One of the most difficult changes in myself is having the strength to accept the things that I cannot change. Before my exchange I was used to going from one day to the next with pretty much everything going my way. If I wanted to go see a movie, I went. If I didn’t like someone I didn’t talk to them. And if anything or anyone challenged me, it was not taken easily. I liked having control, and when put in a situation in which I lacked it, I reacted badly. In coming to Japan I had to learn to let go of my control. Things may not go the way I’d like them to be, but they are in others’ hands, not mine. At first I had a difficult time adapting to my first host family. My host mother and I have very conflicting personalities, and perhaps too similar in the fact that we are both very stubborn people. But she had volunteered to let me into her home, and it was not her job to adapt to me, but mine to her. We fought often, or I would make her angry. Gradually I learned to take a step back from the situation and see that it wasn’t going to change, so I had to. I had to learn to accept that I cannot control everything. I also learned that just because something wasn’t going the way I’d prefer doesn’t mean I should resent it; it will most likely somehow be for the better. Learning this helped me to manage my temper better.

Most likely the most obvious change in me is that I’ve a much milder temperament. I used to be a rather short tempered person, and to some extent, although much less than before, I still am. As I mentioned before I strongly disliked being told what to do, or not to do. I also have several pet peeves that set me off very easily. I remember during my interview for the youth exchange program mentioning that my number one dislike was being treated like, or being told that I am a child, and not having an opportunity to express my own opinion. Everyone responded to me by laughing and saying how I would need to get over that; they were right. Going to a foreign country, with limited knowledge of the culture and language you are in some ways reduced to the same level as that of a child. At the age of 18 I couldn’t even do the simplest things such as taking a bath without having to be taught how first. I had to deal with my own frustration of going from being much more independent to a very dependent ‘child’. This, as well as being told that I am still a child, as the Japanese do not reach the age of adulthood until they are 20, most definitely triggered my bad temper. But I soon realized that getting angry didn’t help the situation. In fact it simply confirmed how much of a ‘child’ I still was. I very quickly had to learn to take a deep breath and just deal with it.
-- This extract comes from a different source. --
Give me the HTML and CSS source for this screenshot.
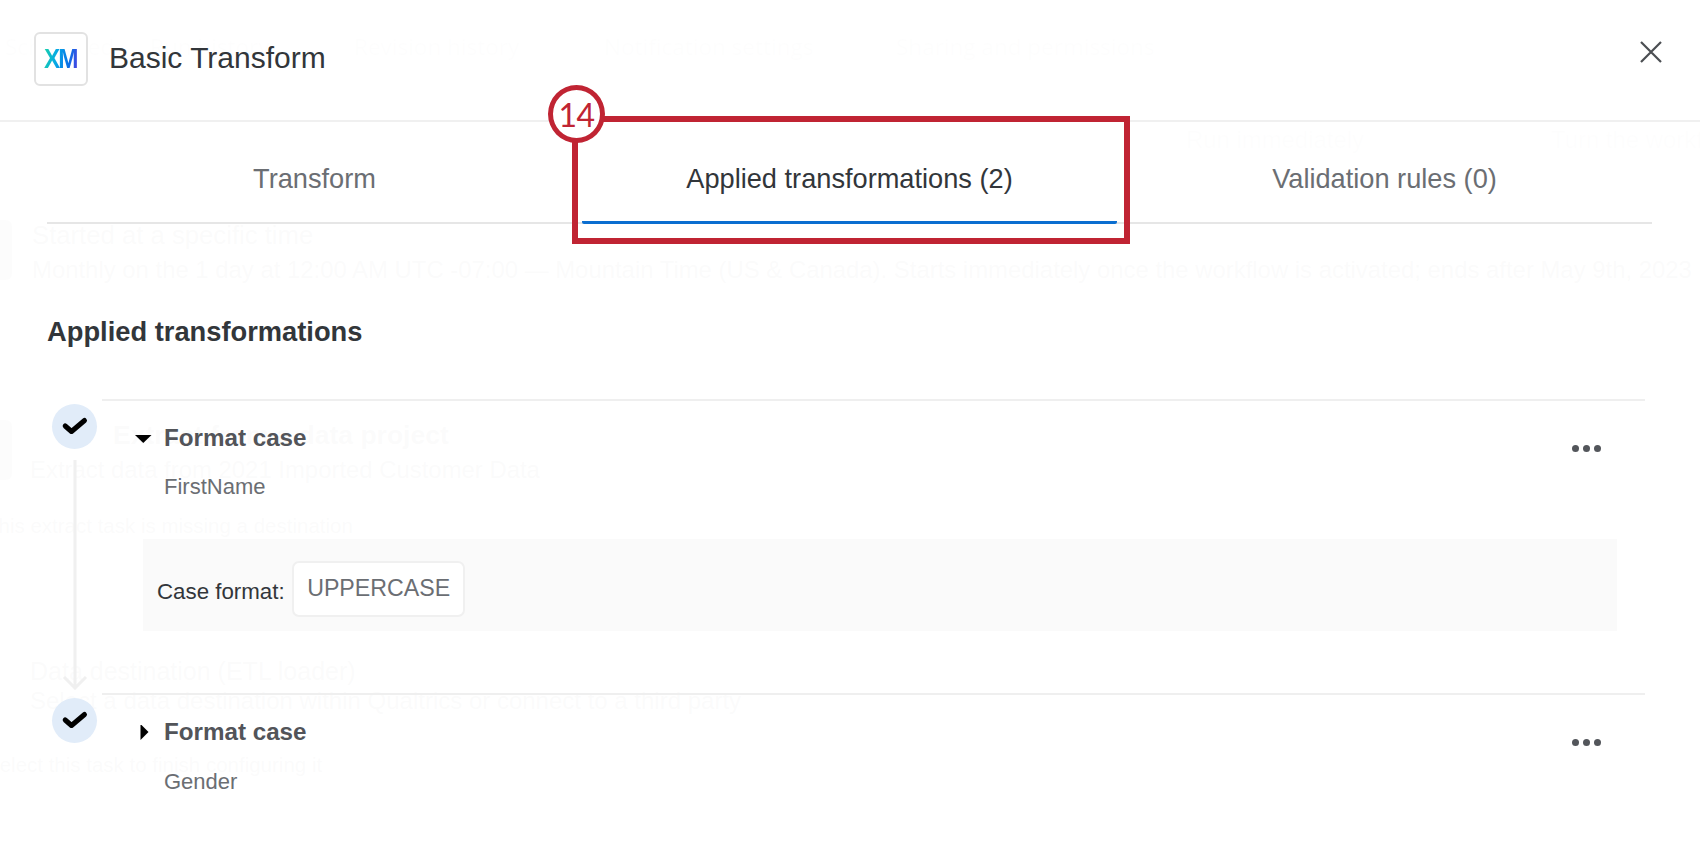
FILE: index.html
```html
<!DOCTYPE html>
<html lang="en">
<head>
<meta charset="utf-8">
<title>Basic Transform</title>
<link rel="stylesheet" href="styles.css">
</head>
<body>
<div class="ghost">
  <div class="g-nav">
    <span class="g-nav-a">Scheduled</span>
    <span class="g-nav-b">Run history</span>
    <span class="g-nav-c">Revision history</span>
    <span class="g-nav-d">Notification settings</span>
    <span class="g-nav-e">Sharing and permissions</span>
  </div>
  <div class="g-run">
    <span class="g-run-a">Run immediately</span>
    <span class="g-run-b">Turn the workflow off</span>
  </div>
  <div class="g-block g-started">
    <span class="g-box"></span>
    <div class="g-stack">
      <div class="g-line g-title">Started at a specific time</div>
      <div class="g-line g-gap">Monthly on the 1 day at 12:00 AM UTC -07:00 — Mountain Time (US &amp; Canada). Starts immediately once the workflow is activated; ends after May 9th, 2023</div>
    </div>
  </div>
  <div class="g-block g-extract">
    <span class="g-box"></span>
    <div class="g-stack g-stack-tight">
      <div class="g-line g-bold">Extract from a data project</div>
      <div class="g-line g-gap">Extract data from 2021 Imported Customer Data</div>
    </div>
  </div>
  <div class="g-line g-missing">This extract task is missing a destination</div>
  <div class="g-line g-dest">Data destination (ETL loader)</div>
  <div class="g-line g-select">Select a data destination within Qualtrics or connect to a third party</div>
  <div class="g-line g-config">Select this task to finish configuring it</div>
</div>

<div class="modal">
  <header class="header">
    <div class="logo"><span class="logo-text">XM</span></div>
    <h1 class="title">Basic Transform</h1>
    <button class="close" aria-label="Close">
      <svg class="close-icon" viewBox="0 0 24 24"><path d="M2 2 L22 22 M22 2 L2 22"/></svg>
    </button>
  </header>

  <nav class="tabs">
    <div class="tab">Transform</div>
    <div class="tab tab-active">Applied transformations (2)</div>
    <div class="tab">Validation rules (0)</div>
  </nav>

  <h2 class="heading">Applied transformations</h2>

  <div class="list">
    <div class="item">
      <div class="rail">
        <span class="circle"><svg class="check" viewBox="0 0 45 45"><path d="M13.2 22 L19.5 27.5 L32.5 16.5"/></svg></span>
        <svg class="connector" viewBox="0 0 26 230"><path d="M13 0 V228 M2 217 L13 228 L24 217"/></svg>
      </div>
      <div class="body">
        <div class="head">
          <svg class="caret" viewBox="0 0 17 17"><path d="M0 4 H16.5 L8.25 12 Z"/></svg>
          <div class="meta">
            <div class="name">Format case</div>
            <div class="sub">FirstName</div>
          </div>
          <div class="dots"><i class="dot"></i><i class="dot"></i><i class="dot"></i></div>
        </div>
        <div class="panel">
          <span class="label">Case format:</span>
          <span class="field">UPPERCASE</span>
        </div>
      </div>
    </div>
    <div class="item">
      <div class="rail">
        <span class="circle"><svg class="check" viewBox="0 0 45 45"><path d="M13.2 22 L19.5 27.5 L32.5 16.5"/></svg></span>
      </div>
      <div class="body">
        <div class="head">
          <svg class="caret" viewBox="0 0 17 17"><path d="M5.5 -1 L13.5 7 L5.5 15 Z"/></svg>
          <div class="meta">
            <div class="name">Format case</div>
            <div class="sub sub-last">Gender</div>
          </div>
          <div class="dots"><i class="dot"></i><i class="dot"></i><i class="dot"></i></div>
        </div>
      </div>
    </div>
  </div>

  <div class="callout"><span class="badge">14</span></div>
</div>
</body>
</html>
```
FILE: styles.css
```css
* { box-sizing: border-box; }

html, body {
  margin: 0;
  height: 850px;
  overflow: hidden;
  background: #fff;
  font-family: "Liberation Sans", Arial, sans-serif;
}

/* Page behind the modal, seen through the overlay */
.ghost {
  width: 1700px;
  height: 850px;
  overflow: hidden;
  color: #2c2f33;
  font-size: 23.9px;
  line-height: 30px;
  white-space: nowrap;
}

.g-nav {
  display: flex;
  height: 30px;
  margin-top: 32px;
  font-family: "Open Sans", sans-serif;
  font-size: 22.5px;
  color: #aaa;
}
.g-nav span { flex: none; }
.g-nav-a { margin-left: 5px; width: 145px; }
.g-nav-b { width: 204px; }
.g-nav-c { width: 250px; }
.g-nav-d { width: 292px; }

.g-run {
  display: flex;
  height: 30px;
  margin-top: 63px;
  padding-left: 1186px;
  color: #aaa;
}
.g-run span { flex: none; }
.g-run-a { width: 365px; }

.g-block { display: flex; align-items: flex-start; }
.g-box {
  flex: none;
  width: 12px;
  height: 60px;
  margin-right: 20px;
  background: #777;
  border-radius: 0 6px 6px 0;
}
.g-stack-tight { margin-left: -2px; }
.g-started { margin-top: 65px; }
.g-extract { margin-top: 135px; }
.g-line { height: 30px; }
.g-gap { margin-top: 5px; }
.g-title { font-size: 25.7px; }
.g-bold { font-size: 26.5px; font-weight: 700; padding-left: 83px; }
.g-missing { margin-top: 26px; margin-left: -14px; font-size: 20.5px; }
.g-dest { margin-top: 115px; margin-left: 30px; font-size: 25px; }
.g-select { margin-left: 30px; font-size: 24px; }
.g-config { margin-top: 34px; margin-left: -14px; font-size: 20.5px; }

/* Modal */
.modal {
  position: absolute;
  inset: 0;
  background: rgba(255, 255, 255, 0.982);
  color: #32363a;
}

.header {
  display: flex;
  align-items: flex-start;
  height: 122px;
  padding: 32px 37px 0 34px;
  border-bottom: 2px solid #f0f0f0;
}

.logo {
  display: flex;
  align-items: center;
  justify-content: center;
  width: 54px;
  height: 54px;
  background: #fff;
  border: 2px solid #e2e2e2;
  border-radius: 6px;
}
.logo-text {
  font-size: 27px;
  font-weight: 700;
  letter-spacing: -2px;
  padding-right: 2px;
  line-height: 27px;
  transform: scaleX(0.9);
  background: linear-gradient(100deg, #19d3a6 0%, #06a9e6 36%, #0b6fe6 70%, #5a36e0 100%);
  -webkit-background-clip: text;
  background-clip: text;
  color: transparent;
}

.title {
  margin: -1px 0 0 21px;
  font-size: 30px;
  line-height: 54px;
  font-weight: 400;
  color: #32363a;
}

.close {
  margin: 8px 0 0 auto;
  padding: 0;
  border: 0;
  background: none;
  line-height: 0;
}
.close-icon {
  width: 24px;
  height: 24px;
  fill: none;
  stroke: #4b4e52;
  stroke-width: 2.2;
}

.tabs {
  display: flex;
  height: 102px;
  margin: 0 48px 0 47px;
  border-bottom: 2px solid #e6e6e6;
}
.tab {
  flex: 1;
  height: 102px;
  padding-top: 42px;
  font-size: 27.2px;
  line-height: 30px;
  text-align: center;
  color: #6b6e73;
}
.tab-active {
  color: #32363a;
  border-bottom: 3px solid #0b6ed0;
  border-radius: 0 0 2px 2px;
}

.heading {
  margin: 92px 0 0 47px;
  font-size: 27.3px;
  line-height: 32px;
  font-weight: 700;
  color: #32363a;
}

.list { margin: 51px 55px 0 47px; }

.item { display: flex; }
.rail {
  flex: none;
  display: flex;
  flex-direction: column;
  width: 55px;
}
.circle {
  display: block;
  width: 45px;
  height: 45px;
  margin: 5px 0 0 5px;
  border-radius: 50%;
  background: #e1ecf9;
}
.check {
  display: block;
  width: 45px;
  height: 45px;
  fill: none;
  stroke: #000;
  stroke-width: 5;
  stroke-linecap: round;
  stroke-linejoin: round;
}
.connector {
  width: 26px;
  height: 230px;
  margin: 11px 0 0 14.5px;
  fill: none;
  stroke: #f0f0f0;
  stroke-width: 3;
}

.body {
  flex: 1;
  min-width: 0;
  padding-top: 22px;
  border-top: 2px solid #efefef;
}
.head { display: flex; align-items: flex-start; }
.caret {
  flex: none;
  width: 17px;
  height: 17px;
  margin: 8px 12px 0 33px;
  fill: #000;
}
.name {
  font-size: 24.2px;
  line-height: 30px;
  font-weight: 700;
  color: #525459;
}
.sub {
  margin-top: 19px;
  font-size: 22px;
  line-height: 30px;
  color: #6b6e73;
}
.sub-last { margin-top: 20px; }
.dots {
  display: flex;
  gap: 4px;
  margin: 22px 44px 0 auto;
}
.dot {
  display: block;
  width: 7px;
  height: 7px;
  border-radius: 50%;
  background: #53565b;
}

.panel {
  display: flex;
  align-items: flex-start;
  height: 92px;
  margin: 37px 28px 62px 41px;
  padding: 22px 0 0 14px;
  background: #fafafa;
}
.label {
  margin-top: 16px;
  font-size: 22.3px;
  line-height: 30px;
  color: #32363a;
}
.field {
  display: flex;
  align-items: center;
  height: 56px;
  margin-left: 7.5px;
  padding: 0 13px 2px;
  background: #fff;
  border: 2px solid #f0f0f0;
  border-radius: 7px;
  font-size: 23.2px;
  color: #6b6e73;
}

/* Red annotation over the active tab */
.callout {
  position: absolute;
  left: 572px;
  top: 116px;
  width: 558px;
  height: 128px;
  border: 6px solid #c02433;
}
.badge {
  position: absolute;
  left: -30px;
  top: -37px;
  display: flex;
  align-items: center;
  justify-content: center;
  width: 57px;
  height: 58px;
  background: #fff;
  border: 5.5px solid #c02433;
  border-radius: 50%;
  font-family: Lato, sans-serif;
  font-size: 32px;
  letter-spacing: -0.5px;
  color: #c02433;
}
```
Losing your temper does not help resolve an issue, in fact it just creates more. With a cooler head, and a much more calm and collected reserve, I can also now open myself up to people more easily.

Lastly, but most certainly not least, I’ve learned to be more open with people, and be slower to judge them. When It came to interacting with my peers in high school I wasn’t the most social person. I had the attitude that if someone didn’t want to talk to me, I didn’t want to talk to them, which is not very social behavior. I had friends, and if someone was friendly to me I was friendly back. But, I never made the effort to approach new people myself. My training in proper socialization came before I even set foot in the airport. During orientations , where we were educated on how to be good exchange students, the supervising Rotarians made if very clear that they would be watching how the future exchange students (out bounds) interacted with both each other and the current inbounds. If they saw anything similar to the anti-social behavior described above, we were told that we would be cut from the program. So, there I was in a room full of students whom I may have seen before in the halls at school, but had never actually spoken to. Although from appearances alone we knew very little about each other and seemed to have very little in common we had to open up to each other and socialize. We were taught that in out host country fellow students might not approach us, and if we leave it at that, we are not going to succeed in our exchange program. You have to be the one to open up to others. I now regret having not approached more people during my high school years, and I now know better than to judge others my their appearance alone. Because of this I have now made several close friendships during my exchange.

Being a part of the Rotary Youth Exchange has given me much more than just the opportunity to stay in a foreign country for just a year, but also has helped me to grow into a better person. The changes that my year abroad have brought about in myself will take me farther in life than I’m sure I could fathom, and I am very grateful for the Rotary Youth Exchange for giving me so much more than I could have expected. Thank you.